“High frequency of functional extinctions in ecological networks” – translated

Corking article in Nature, Vol 498, No 7455

High frequency of functional extinctions in ecological networks

Torbjorn Saterberg, Stefan Sellman and Bo Ebenman.

Intensified exploitation of natural populations and habitats has led to increased mortality rates and decreased abundances of many species. [We are trashing everything, forever, to keep the shopping malls full for the next week.  Just-in-Time Extinction.]

There is a growing concern that this might cause critical abundance thresholds of species to be crossed, with extinction cascades and state shifts in ecosystems as a consequence [Slowly reality is impinging on the dull-witted bald macaques]

When increased mortality rate and decreased abundance of a given species lead to extinction of other species, this species can be characterized as functionally extinct even though it still exists. [You can be a “dead species walking” – there’s still a few of you around, but not in the concentrations that would matter. Sort of like smart leftists willing and able to innovate.]

Although such functional extinctions have been observed in some ecosystems, their frequency is largely unknown. [Capitalist science is only interest in squeezing the pips.
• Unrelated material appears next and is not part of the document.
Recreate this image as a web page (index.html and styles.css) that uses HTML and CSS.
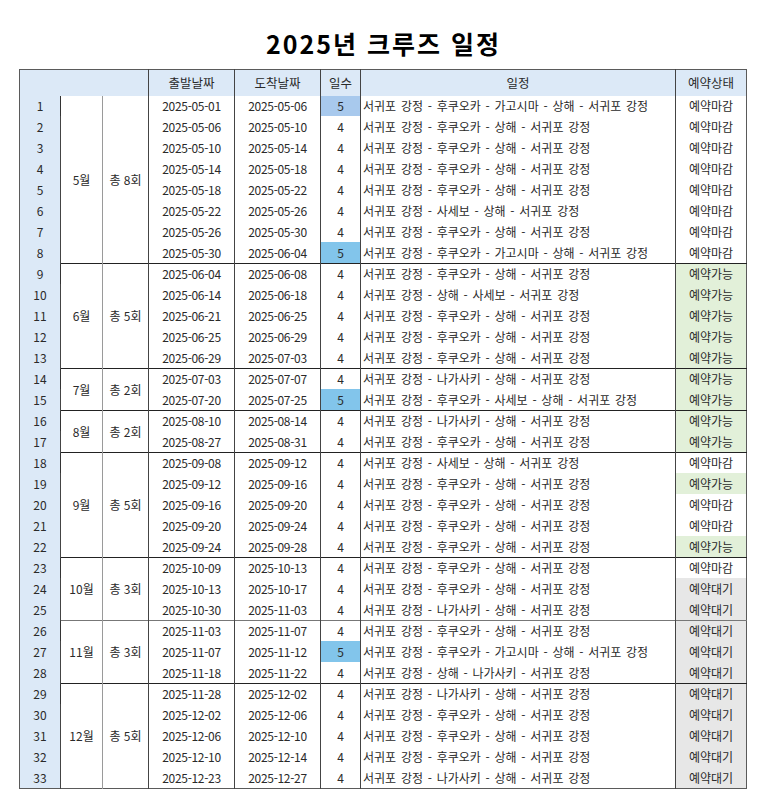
FILE: index.html
```html
<!DOCTYPE html>
<html lang="ko">
<head>
<meta charset="utf-8">
<title>2025년 크루즈 일정</title>
<link rel="stylesheet" href="styles.css">
</head>
<body>
<h1 class="title">2025년 크루즈 일정</h1>
<table class="sched">
<colgroup>
<col class="c-no"><col class="c-mon"><col class="c-cnt"><col class="c-date"><col class="c-date"><col class="c-days"><col class="c-route"><col class="c-stat">
</colgroup>
<thead>
<tr><th colspan="3" class="h-blank"></th><th>출발날짜</th><th>도착날짜</th><th>일수</th><th>일정</th><th>예약상태</th></tr>
</thead>
<tbody>
<tr class="grp"><td class="no">1</td><td class="mon" rowspan="8">5월</td><td class="cnt" rowspan="8">총 8회</td><td class="date">2025-05-01</td><td class="date">2025-05-06</td><td class="days hl-light">5</td><td class="route">서귀포 강정 - 후쿠오카 - 가고시마 - 상해 - 서귀포 강정</td><td class="stat">예약마감</td></tr>
<tr><td class="no">2</td><td class="date">2025-05-06</td><td class="date">2025-05-10</td><td class="days">4</td><td class="route">서귀포 강정 - 후쿠오카 - 상해 - 서귀포 강정</td><td class="stat">예약마감</td></tr>
<tr><td class="no">3</td><td class="date">2025-05-10</td><td class="date">2025-05-14</td><td class="days">4</td><td class="route">서귀포 강정 - 후쿠오카 - 상해 - 서귀포 강정</td><td class="stat">예약마감</td></tr>
<tr><td class="no">4</td><td class="date">2025-05-14</td><td class="date">2025-05-18</td><td class="days">4</td><td class="route">서귀포 강정 - 후쿠오카 - 상해 - 서귀포 강정</td><td class="stat">예약마감</td></tr>
<tr><td class="no">5</td><td class="date">2025-05-18</td><td class="date">2025-05-22</td><td class="days">4</td><td class="route">서귀포 강정 - 후쿠오카 - 상해 - 서귀포 강정</td><td class="stat">예약마감</td></tr>
<tr><td class="no">6</td><td class="date">2025-05-22</td><td class="date">2025-05-26</td><td class="days">4</td><td class="route">서귀포 강정 - 사세보 - 상해 - 서귀포 강정</td><td class="stat">예약마감</td></tr>
<tr><td class="no">7</td><td class="date">2025-05-26</td><td class="date">2025-05-30</td><td class="days">4</td><td class="route">서귀포 강정 - 후쿠오카 - 상해 - 서귀포 강정</td><td class="stat">예약마감</td></tr>
<tr><td class="no">8</td><td class="date">2025-05-30</td><td class="date">2025-06-04</td><td class="days hl">5</td><td class="route">서귀포 강정 - 후쿠오카 - 가고시마 - 상해 - 서귀포 강정</td><td class="stat">예약마감</td></tr>

<tr class="grp"><td class="no">9</td><td class="mon" rowspan="5">6월</td><td class="cnt" rowspan="5">총 5회</td><td class="date">2025-06-04</td><td class="date">2025-06-08</td><td class="days">4</td><td class="route">서귀포 강정 - 후쿠오카 - 상해 - 서귀포 강정</td><td class="stat open">예약가능</td></tr>
<tr><td class="no">10</td><td class="date">2025-06-14</td><td class="date">2025-06-18</td><td class="days">4</td><td class="route">서귀포 강정 - 상해 - 사세보 - 서귀포 강정</td><td class="stat open">예약가능</td></tr>
<tr><td class="no">11</td><td class="date">2025-06-21</td><td class="date">2025-06-25</td><td class="days">4</td><td class="route">서귀포 강정 - 후쿠오카 - 상해 - 서귀포 강정</td><td class="stat open">예약가능</td></tr>
<tr><td class="no">12</td><td class="date">2025-06-25</td><td class="date">2025-06-29</td><td class="days">4</td><td class="route">서귀포 강정 - 후쿠오카 - 상해 - 서귀포 강정</td><td class="stat open">예약가능</td></tr>
<tr><td class="no">13</td><td class="date">2025-06-29</td><td class="date">2025-07-03</td><td class="days">4</td><td class="route">서귀포 강정 - 후쿠오카 - 상해 - 서귀포 강정</td><td class="stat open">예약가능</td></tr>

<tr class="grp"><td class="no">14</td><td class="mon" rowspan="2">7월</td><td class="cnt" rowspan="2">총 2회</td><td class="date">2025-07-03</td><td class="date">2025-07-07</td><td class="days">4</td><td class="route">서귀포 강정 - 나가사키 - 상해 - 서귀포 강정</td><td class="stat open">예약가능</td></tr>
<tr><td class="no">15</td><td class="date">2025-07-20</td><td class="date">2025-07-25</td><td class="days hl">5</td><td class="route">서귀포 강정 - 후쿠오카 - 사세보 - 상해 - 서귀포 강정</td><td class="stat open">예약가능</td></tr>

<tr class="grp"><td class="no">16</td><td class="mon" rowspan="2">8월</td><td class="cnt" rowspan="2">총 2회</td><td class="date">2025-08-10</td><td class="date">2025-08-14</td><td class="days">4</td><td class="route">서귀포 강정 - 나가사키 - 상해 - 서귀포 강정</td><td class="stat open">예약가능</td></tr>
<tr><td class="no">17</td><td class="date">2025-08-27</td><td class="date">2025-08-31</td><td class="days">4</td><td class="route">서귀포 강정 - 후쿠오카 - 상해 - 서귀포 강정</td><td class="stat open">예약가능</td></tr>

<tr class="grp"><td class="no">18</td><td class="mon" rowspan="5">9월</td><td class="cnt" rowspan="5">총 5회</td><td class="date">2025-09-08</td><td class="date">2025-09-12</td><td class="days">4</td><td class="route">서귀포 강정 - 사세보 - 상해 - 서귀포 강정</td><td class="stat">예약마감</td></tr>
<tr><td class="no">19</td><td class="date">2025-09-12</td><td class="date">2025-09-16</td><td class="days">4</td><td class="route">서귀포 강정 - 후쿠오카 - 상해 - 서귀포 강정</td><td class="stat open">예약가능</td></tr>
<tr><td class="no">20</td><td class="date">2025-09-16</td><td class="date">2025-09-20</td><td class="days">4</td><td class="route">서귀포 강정 - 후쿠오카 - 상해 - 서귀포 강정</td><td class="stat">예약마감</td></tr>
<tr><td class="no">21</td><td class="date">2025-09-20</td><td class="date">2025-09-24</td><td class="days">4</td><td class="route">서귀포 강정 - 후쿠오카 - 상해 - 서귀포 강정</td><td class="stat">예약마감</td></tr>
<tr><td class="no">22</td><td class="date">2025-09-24</td><td class="date">2025-09-28</td><td class="days">4</td><td class="route">서귀포 강정 - 후쿠오카 - 상해 - 서귀포 강정</td><td class="stat open">예약가능</td></tr>

<tr class="grp"><td class="no">23</td><td class="mon" rowspan="3">10월</td><td class="cnt" rowspan="3">총 3회</td><td class="date">2025-10-09</td><td class="date">2025-10-13</td><td class="days">4</td><td class="route">서귀포 강정 - 후쿠오카 - 상해 - 서귀포 강정</td><td class="stat">예약마감</td></tr>
<tr><td class="no">24</td><td class="date">2025-10-13</td><td class="date">2025-10-17</td><td class="days">4</td><td class="route">서귀포 강정 - 후쿠오카 - 상해 - 서귀포 강정</td><td class="stat wait">예약대기</td></tr>
<tr><td class="no">25</td><td class="date">2025-10-30</td><td class="date">2025-11-03</td><td class="days">4</td><td class="route">서귀포 강정 - 나가사키 - 상해 - 서귀포 강정</td><td class="stat wait">예약대기</td></tr>

<tr class="grp soft"><td class="no">26</td><td class="mon" rowspan="3">11월</td><td class="cnt" rowspan="3">총 3회</td><td class="date">2025-11-03</td><td class="date">2025-11-07</td><td class="days">4</td><td class="route">서귀포 강정 - 후쿠오카 - 상해 - 서귀포 강정</td><td class="stat wait">예약대기</td></tr>
<tr><td class="no">27</td><td class="date">2025-11-07</td><td class="date">2025-11-12</td><td class="days hl">5</td><td class="route">서귀포 강정 - 후쿠오카 - 가고시마 - 상해 - 서귀포 강정</td><td class="stat wait">예약대기</td></tr>
<tr><td class="no">28</td><td class="date">2025-11-18</td><td class="date">2025-11-22</td><td class="days">4</td><td class="route">서귀포 강정 - 상해 - 나가사키 - 서귀포 강정</td><td class="stat wait">예약대기</td></tr>

<tr class="grp"><td class="no">29</td><td class="mon" rowspan="5">12월</td><td class="cnt" rowspan="5">총 5회</td><td class="date">2025-11-28</td><td class="date">2025-12-02</td><td class="days">4</td><td class="route">서귀포 강정 - 나가사키 - 상해 - 서귀포 강정</td><td class="stat wait">예약대기</td></tr>
<tr><td class="no">30</td><td class="date">2025-12-02</td><td class="date">2025-12-06</td><td class="days">4</td><td class="route">서귀포 강정 - 후쿠오카 - 상해 - 서귀포 강정</td><td class="stat wait">예약대기</td></tr>
<tr><td class="no">31</td><td class="date">2025-12-06</td><td class="date">2025-12-10</td><td class="days">4</td><td class="route">서귀포 강정 - 후쿠오카 - 상해 - 서귀포 강정</td><td class="stat wait">예약대기</td></tr>
<tr><td class="no">32</td><td class="date">2025-12-10</td><td class="date">2025-12-14</td><td class="days">4</td><td class="route">서귀포 강정 - 후쿠오카 - 상해 - 서귀포 강정</td><td class="stat wait">예약대기</td></tr>
<tr><td class="no">33</td><td class="date">2025-12-23</td><td class="date">2025-12-27</td><td class="days">4</td><td class="route">서귀포 강정 - 나가사키 - 상해 - 서귀포 강정</td><td class="stat wait">예약대기</td></tr>
</tbody>
</table>
</body>
</html>
```

FILE: styles.css
```css
html, body {
  margin: 0;
  padding: 0;
  background: #ffffff;
}

body {
  font-family: "Noto Sans CJK KR", "Noto Sans", sans-serif;
  color: #222222;
}

.title {
  margin: 0;
  height: 69px;
  box-sizing: border-box;
  padding-top: 27px;
  padding-left: 2px;
  line-height: 32px;
  font-size: 25px;
  font-weight: 700;
  letter-spacing: 2px;
  text-align: center;
  color: #000000;
}

.sched {
  margin-left: 19px;
  border-collapse: collapse;
  table-layout: fixed;
  width: 727px;
  border: 1px solid #5a5a5a;
  font-size: 12px;
}

.c-no { width: 41px; }
.c-mon { width: 42px; }
.c-cnt { width: 46px; }
.c-date { width: 86px; }
.c-days { width: 40px; }
.c-route { width: 315px; }
.c-stat { width: 71px; }

.sched th,
.sched td {
  padding: 0;
  text-align: center;
  white-space: nowrap;
  overflow: hidden;
  line-height: 20px;
  color: #2a2a2a;
}

.sched th {
  height: 26px;
  font-weight: 400;
  font-size: 12.5px;
  background: #dce9f7;
  border-left: 1px solid #444444;
}

.sched th.h-blank {
  border-left: none;
}

.sched td {
  height: 21px;
  border-left: 1px solid #444444;
}

.sched tr.grp td {
  height: 20px;
}

.sched td.no {
  background: #dce9f7;
  border-left: none;
  border-right: 1px solid #333333;
}

.sched td.mon {
  border-right: 1px solid #9a9a9a;
}

.sched td.cnt {
  border-left: 1px solid #9a9a9a;
}

.sched td.date {
  letter-spacing: -0.3px;
}

.sched tr.grp td:not(.no) {
  border-top: 1px solid #222222;
}

.sched tr.grp.soft td:not(.no) {
  border-top: 1px solid #777777;
}

.sched tr:first-child td:not(.no) {
  border-top: none;
}

.sched td.route {
  text-align: left;
  padding-left: 2px;
  word-spacing: 1.4px;
}

.sched td.hl {
  background: #82c5eb;
}

.sched td.hl-light {
  background: #a8c9ed;
}

.sched td.open {
  background: #e2f0d9;
}

.sched td.wait {
  background: #e7e7e7;
}
```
The research bucks go to (en)forcing productionism.  Mind you, Communist science wasn’t exactly a barrel of laughs either.]

Here we use a new modelling approach to explore the frequency and pattern of functional extinctions in ecological networks. Specifically, we analytically derive critical abundance thresholds of species by increasing their mortality rates until an extinction occurs in the network. [Fun with computers!]
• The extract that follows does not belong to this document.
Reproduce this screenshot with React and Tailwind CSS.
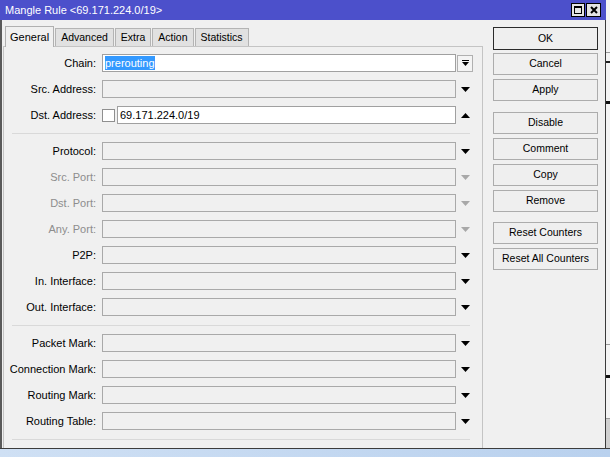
import React from 'react';

const FONT = { fontFamily: '"Liberation Sans", Arial, sans-serif' };

const TABS = ['General', 'Advanced', 'Extra', 'Action', 'Statistics'];

const SECTIONS = [
  [
    { label: 'Protocol' },
    { label: 'Src. Port', disabled: true },
    { label: 'Dst. Port', disabled: true },
    { label: 'Any. Port', disabled: true },
    { label: 'P2P' },
    { label: 'In. Interface' },
    { label: 'Out. Interface' },
  ],
  [
    { label: 'Packet Mark' },
    { label: 'Connection Mark' },
    { label: 'Routing Mark' },
    { label: 'Routing Table' },
  ],
];

const BUTTONS = [
  { label: 'OK', mt: 'mt-0', primary: true },
  { label: 'Cancel', mt: 'mt-[3px]' },
  { label: 'Apply', mt: 'mt-[4px]' },
  { label: 'Disable', mt: 'mt-[11px]' },
  { label: 'Comment', mt: 'mt-[4px]' },
  { label: 'Copy', mt: 'mt-[4px]' },
  { label: 'Remove', mt: 'mt-[4px]' },
  { label: 'Reset Counters', mt: 'mt-[10px]' },
  { label: 'Reset All Counters', mt: 'mt-[4px]' },
];

function Arrow({ up, gray }) {
  return (
    <div className="flex w-[18px] shrink-0 items-center justify-center">
      <svg width="9" height="5" viewBox="0 0 9 5">
        <polygon points={up ? '0,5 9,5 4.5,0' : '0,0 9,0 4.5,5'} fill={gray ? '#a8a8a8' : '#000'} />
      </svg>
    </div>
  );
}

function Label({ children, disabled }) {
  return (
    <div className={`w-[92px] shrink-0 text-right text-[11px] ${disabled ? 'text-[#8d8d8d]' : 'text-black'}`}>
      {children}
    </div>
  );
}

function Separator() {
  return <div className="mb-[8px] ml-[8px] mt-[9px] h-px w-[458px] bg-[#d9d9d9]" />;
}

function Row({ label, disabled }) {
  return (
    <div className="flex h-[18px] items-center">
      <Label disabled={disabled}>{label ? `${label}:` : ''}</Label>
      <div className="ml-[6px] h-[18px] w-[354px] shrink-0 border border-[#a9a9a9] bg-[#f0f0f0]" />
      <Arrow gray={disabled} />
    </div>
  );
}

export default function App() {
  return (
    <div className="flex h-[457px] w-[610px] flex-col overflow-hidden bg-[#f0f0f0] text-black" style={FONT}>
      <div className="flex h-[448px]">
        {/* Window */}
        <div className="flex w-[606px] shrink-0 flex-col">
          {/* Title bar */}
          <div className="flex h-[20px] shrink-0 items-center bg-[#4c50cb] pl-[5px] pr-[5px]">
            <span className="text-[11px] text-white">Mangle Rule &lt;69.171.224.0/19&gt;</span>
            <div className="ml-auto flex gap-[1px]">
              <div className="flex h-[14px] w-[14px] items-center justify-center border border-black bg-[#e4e4e4]">
                <div className="h-[8px] w-[8px] border border-black border-t-2" />
              </div>
              <div className="flex h-[14px] w-[15px] items-center justify-center border border-black bg-[#e4e4e4]">
                <svg width="8" height="8" viewBox="0 0 8 8">
                  <path d="M1 1 L7 7 M7 1 L1 7" stroke="#000" strokeWidth="2" />
                </svg>
              </div>
            </div>
          </div>

          {/* Body */}
          <div className="flex flex-1 overflow-hidden border-l-2 border-r border-l-[#5a5a5a] border-r-[#3a3a3a]">
            {/* Tabs + panel */}
            <div className="ml-[1px] flex w-[480px] shrink-0 flex-col pt-[6px]">
              <div className="flex items-end pl-[2px]">
                {TABS.map((t, i) =>
                  i === 0 ? (
                    <div
                      key={t}
                      className="relative z-10 -mb-px flex h-[21px] items-center border border-b-0 border-[#b0b0b0] bg-[#f0f0f0] px-[4px] text-[11px]"
                    >
                      {t}
                    </div>
                  ) : (
                    <div
                      key={t}
                      className="ml-[1px] flex h-[18px] items-center border border-b-0 border-[#b4b4b4] bg-[#e1e1e1] px-[5px] text-[10.5px]"
                    >
                      {t}
                    </div>
                  )
                )}
              </div>
              <div className="flex-1 border border-b-0 border-[#c4c4c4] pt-[7px]">
                {/* Chain */}
                <div className="flex h-[18px] items-center">
                  <Label>Chain:</Label>
                  <div className="ml-[6px] flex h-[18px] w-[354px] shrink-0 items-center border border-[#a0a0a0] bg-white pl-[2px]">
                    <span className="bg-[#3399ff] text-[11px] leading-[14px] text-white">prerouting</span>
                  </div>
                  <div className="ml-[1px] flex h-[17px] w-[16px] shrink-0 flex-col items-center justify-center gap-[1px] border border-[#b0b0b0] bg-[#f4f4f4]">
                    <div className="h-px w-[7px] bg-black" />
                    <svg width="7" height="4" viewBox="0 0 7 4">
                      <polygon points="0,0 7,0 3.5,4" fill="#000" />
                    </svg>
                  </div>
                </div>

                <div className="mt-[8px]">
                  <Row label="Src. Address" />
                </div>

                {/* Dst address */}
                <div className="mt-[8px] flex h-[18px] items-center">
                  <Label>Dst. Address:</Label>
                  <div className="ml-[6px] h-[13px] w-[13px] shrink-0 border border-[#8f8f8f] bg-white" />
                  <div className="ml-[2px] flex h-[18px] w-[339px] shrink-0 items-center border border-[#a0a0a0] bg-white pl-[2px] text-[11px]">
                    69.171.224.0/19
                  </div>
                  <Arrow up />
                </div>

                {SECTIONS.map((rows, si) => (
                  <div key={si}>
                    <Separator />
                    <div className="flex flex-col gap-[8px]">
                      {rows.map((r) => (
                        <Row key={r.label} label={r.label} disabled={r.disabled} />
                      ))}
                    </div>
                  </div>
                ))}
                <Separator />
                <Row label="" />
              </div>
            </div>

            {/* Buttons */}
            <div className="ml-[10px] flex w-[105px] shrink-0 flex-col pt-[7px]">
              {BUTTONS.map((b) => (
                <div
                  key={b.label}
                  className={`${b.mt} flex ${b.primary ? 'h-[23px] border-[#2b2b2b]' : 'h-[22px] border-[#acacac]'} items-center justify-center border bg-[#efefef] text-[10.5px]`}
                >
                  {b.label}
                </div>
              ))}
            </div>
          </div>
        </div>

        {/* Sliver of the window behind */}
        <div className="flex flex-1 flex-col bg-[#f4f4f4]">
          <div className="h-[52px]" />
          <div className="h-px bg-[#9a9a9a]" />
          <div className="h-[8px]" />
          <div className="h-[2px] bg-[#222]" />
          <div className="h-[38px]" />
          <div className="h-[3px] bg-[#111]" />
          <div className="h-[240px]" />
          <div className="h-px bg-[#9a9a9a]" />
          <div className="h-[30px]" />
          <div className="h-[3px] bg-[#111]" />
          <div className="h-[40px]" />
          <div className="h-px bg-[#9a9a9a]" />
          <div className="flex-1 bg-[#d0d0d0]" />
        </div>
      </div>
      <div className="h-px bg-[#3c3c3c]" />
      <div className="flex-1 bg-gradient-to-r from-[#cfe0f4] to-[#b9d1ee]" />
    </div>
  );
}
Applying this approach on natural and theoretical food webs, we show that the species most likely to go extinct first is not the one whose mortality rate is increased but instead another species.  [Collateral damage! ] Indeed, up to 80% of all first extinctions are of another species, suggesting that a species’ ecological functionality is often lost before its own existence is threatened. [Stop fawning over the charismatic mega-fauna already…]

Furthermore, we find that large-bodied species at the top of the food chains can only be exposed to small increases in mortality rate and small decreases in abundance before going functionally extinct compared to small-bodied species lower in the food chains. [Big is, often, vulnerable. But don’t panic. We are God’s creatures, and we will be just fine.]

These results illustrate the potential importance of functional extinction in ecological networks and lend strong support to arguments advocating a more community-oriented approach in conservation biology, with target levels for populations based on ecological functionality rather than on mere persistence. [Saving this or that species is futile. See the big picture, if you dare.]